**** Recorded information
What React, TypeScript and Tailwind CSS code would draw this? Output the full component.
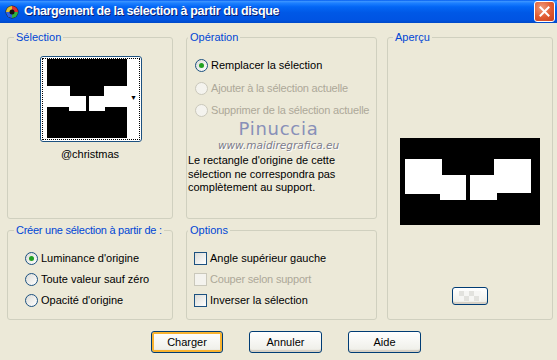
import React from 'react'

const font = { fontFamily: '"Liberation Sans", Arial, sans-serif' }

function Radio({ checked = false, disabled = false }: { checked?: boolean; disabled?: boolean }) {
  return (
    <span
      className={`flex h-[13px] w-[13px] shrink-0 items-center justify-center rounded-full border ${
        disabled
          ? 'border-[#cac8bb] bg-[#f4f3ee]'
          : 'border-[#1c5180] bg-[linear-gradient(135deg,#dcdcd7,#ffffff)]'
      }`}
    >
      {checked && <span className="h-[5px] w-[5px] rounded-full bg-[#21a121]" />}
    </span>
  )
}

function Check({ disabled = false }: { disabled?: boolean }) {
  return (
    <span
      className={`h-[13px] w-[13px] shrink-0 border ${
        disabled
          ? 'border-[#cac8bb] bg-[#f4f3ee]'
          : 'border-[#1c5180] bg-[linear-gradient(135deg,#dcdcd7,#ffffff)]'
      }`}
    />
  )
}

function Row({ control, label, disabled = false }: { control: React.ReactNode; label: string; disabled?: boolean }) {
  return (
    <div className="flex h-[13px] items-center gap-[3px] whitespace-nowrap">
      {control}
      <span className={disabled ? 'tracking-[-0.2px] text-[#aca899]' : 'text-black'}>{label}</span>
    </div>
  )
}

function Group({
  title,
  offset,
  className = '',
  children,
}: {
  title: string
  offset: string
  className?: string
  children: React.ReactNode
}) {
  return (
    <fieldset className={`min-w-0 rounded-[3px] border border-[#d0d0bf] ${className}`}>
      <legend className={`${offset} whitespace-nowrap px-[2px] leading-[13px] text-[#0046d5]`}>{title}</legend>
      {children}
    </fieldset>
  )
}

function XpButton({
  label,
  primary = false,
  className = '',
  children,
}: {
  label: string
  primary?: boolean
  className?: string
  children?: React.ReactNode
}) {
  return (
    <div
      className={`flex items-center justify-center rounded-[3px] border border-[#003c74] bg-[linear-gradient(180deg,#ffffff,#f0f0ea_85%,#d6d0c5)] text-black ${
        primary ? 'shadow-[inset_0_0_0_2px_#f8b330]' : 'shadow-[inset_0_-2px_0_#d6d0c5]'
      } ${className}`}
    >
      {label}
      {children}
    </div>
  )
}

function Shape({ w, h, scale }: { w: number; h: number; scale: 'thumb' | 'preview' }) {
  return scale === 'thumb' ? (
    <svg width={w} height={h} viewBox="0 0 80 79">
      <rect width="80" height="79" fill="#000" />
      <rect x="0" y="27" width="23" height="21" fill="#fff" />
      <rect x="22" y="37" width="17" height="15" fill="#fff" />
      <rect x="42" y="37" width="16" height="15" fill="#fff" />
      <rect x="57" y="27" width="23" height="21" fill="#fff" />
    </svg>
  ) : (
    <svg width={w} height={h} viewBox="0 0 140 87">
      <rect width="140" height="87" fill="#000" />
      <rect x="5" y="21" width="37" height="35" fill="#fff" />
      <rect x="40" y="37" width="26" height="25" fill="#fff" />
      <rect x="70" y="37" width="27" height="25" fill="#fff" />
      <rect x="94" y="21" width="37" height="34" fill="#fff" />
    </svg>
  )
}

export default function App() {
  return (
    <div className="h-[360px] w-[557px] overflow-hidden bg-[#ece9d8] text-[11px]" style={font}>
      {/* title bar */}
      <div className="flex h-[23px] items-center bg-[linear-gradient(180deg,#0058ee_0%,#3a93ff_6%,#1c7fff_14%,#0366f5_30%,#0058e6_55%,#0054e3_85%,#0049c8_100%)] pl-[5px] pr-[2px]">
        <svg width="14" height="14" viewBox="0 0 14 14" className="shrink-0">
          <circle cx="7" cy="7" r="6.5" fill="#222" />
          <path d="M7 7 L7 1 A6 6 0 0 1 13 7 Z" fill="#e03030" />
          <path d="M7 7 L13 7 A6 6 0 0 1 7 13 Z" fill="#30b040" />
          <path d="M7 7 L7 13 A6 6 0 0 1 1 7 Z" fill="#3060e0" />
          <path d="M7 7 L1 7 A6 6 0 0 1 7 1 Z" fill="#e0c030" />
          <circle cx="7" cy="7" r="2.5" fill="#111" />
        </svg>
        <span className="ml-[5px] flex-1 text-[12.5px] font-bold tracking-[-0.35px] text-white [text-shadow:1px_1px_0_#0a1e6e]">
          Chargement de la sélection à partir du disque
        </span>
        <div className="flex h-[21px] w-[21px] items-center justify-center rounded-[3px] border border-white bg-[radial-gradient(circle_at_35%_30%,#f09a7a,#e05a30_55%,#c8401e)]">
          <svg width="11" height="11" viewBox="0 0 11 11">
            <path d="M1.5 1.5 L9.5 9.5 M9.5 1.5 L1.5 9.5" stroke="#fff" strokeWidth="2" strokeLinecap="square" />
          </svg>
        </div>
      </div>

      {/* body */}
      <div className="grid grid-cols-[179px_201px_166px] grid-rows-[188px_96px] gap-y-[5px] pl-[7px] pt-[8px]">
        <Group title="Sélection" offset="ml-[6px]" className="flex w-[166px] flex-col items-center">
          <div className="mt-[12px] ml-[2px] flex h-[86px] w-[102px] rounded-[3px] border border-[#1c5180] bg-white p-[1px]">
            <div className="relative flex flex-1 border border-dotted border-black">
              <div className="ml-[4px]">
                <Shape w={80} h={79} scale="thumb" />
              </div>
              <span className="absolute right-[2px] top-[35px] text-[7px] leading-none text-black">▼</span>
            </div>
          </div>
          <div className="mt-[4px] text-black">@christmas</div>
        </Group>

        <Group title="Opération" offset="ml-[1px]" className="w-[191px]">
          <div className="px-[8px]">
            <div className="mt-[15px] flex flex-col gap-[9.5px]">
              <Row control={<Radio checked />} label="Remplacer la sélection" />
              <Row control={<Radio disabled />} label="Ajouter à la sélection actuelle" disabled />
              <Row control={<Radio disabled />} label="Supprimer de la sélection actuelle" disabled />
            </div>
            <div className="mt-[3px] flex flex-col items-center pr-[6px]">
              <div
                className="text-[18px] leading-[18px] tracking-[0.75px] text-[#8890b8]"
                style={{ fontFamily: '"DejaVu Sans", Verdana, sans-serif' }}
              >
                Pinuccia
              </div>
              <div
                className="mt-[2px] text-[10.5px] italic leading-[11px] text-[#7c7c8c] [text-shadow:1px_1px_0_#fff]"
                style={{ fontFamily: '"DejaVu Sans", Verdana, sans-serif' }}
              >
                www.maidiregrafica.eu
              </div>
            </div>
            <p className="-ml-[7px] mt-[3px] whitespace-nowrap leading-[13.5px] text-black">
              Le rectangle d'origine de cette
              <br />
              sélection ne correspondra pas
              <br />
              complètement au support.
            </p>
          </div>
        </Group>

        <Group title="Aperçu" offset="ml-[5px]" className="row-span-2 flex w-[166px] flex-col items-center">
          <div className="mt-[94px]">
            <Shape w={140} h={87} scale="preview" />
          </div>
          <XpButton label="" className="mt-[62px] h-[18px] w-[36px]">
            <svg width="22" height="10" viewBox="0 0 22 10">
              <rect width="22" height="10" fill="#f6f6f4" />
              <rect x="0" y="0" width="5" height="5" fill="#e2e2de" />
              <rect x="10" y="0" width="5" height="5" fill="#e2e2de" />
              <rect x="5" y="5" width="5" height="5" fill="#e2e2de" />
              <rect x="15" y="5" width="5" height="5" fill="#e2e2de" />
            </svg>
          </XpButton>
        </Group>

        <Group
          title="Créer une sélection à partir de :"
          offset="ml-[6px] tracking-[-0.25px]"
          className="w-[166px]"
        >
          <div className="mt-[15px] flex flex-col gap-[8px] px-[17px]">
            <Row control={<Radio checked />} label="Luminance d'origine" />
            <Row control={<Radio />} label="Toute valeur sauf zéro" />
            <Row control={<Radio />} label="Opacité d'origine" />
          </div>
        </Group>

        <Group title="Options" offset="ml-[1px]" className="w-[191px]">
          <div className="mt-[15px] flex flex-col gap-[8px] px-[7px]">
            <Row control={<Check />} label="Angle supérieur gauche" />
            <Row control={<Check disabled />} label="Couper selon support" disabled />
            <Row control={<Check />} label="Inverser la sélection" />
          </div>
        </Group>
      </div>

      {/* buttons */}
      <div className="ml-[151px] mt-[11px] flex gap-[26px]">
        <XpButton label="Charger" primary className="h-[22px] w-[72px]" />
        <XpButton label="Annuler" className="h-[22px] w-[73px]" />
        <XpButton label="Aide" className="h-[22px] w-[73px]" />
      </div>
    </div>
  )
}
********
Go through the lines above. Select every one that has the string "React".

• Result for this task:
What React, TypeScript and Tailwind CSS code would draw this? Output the full component.
import React from 'react'
function Row({ control, label, disabled = false }: { control: React.ReactNode; label: string; disabled?: boolean }) {
  children: React.ReactNode
  children?: React.ReactNode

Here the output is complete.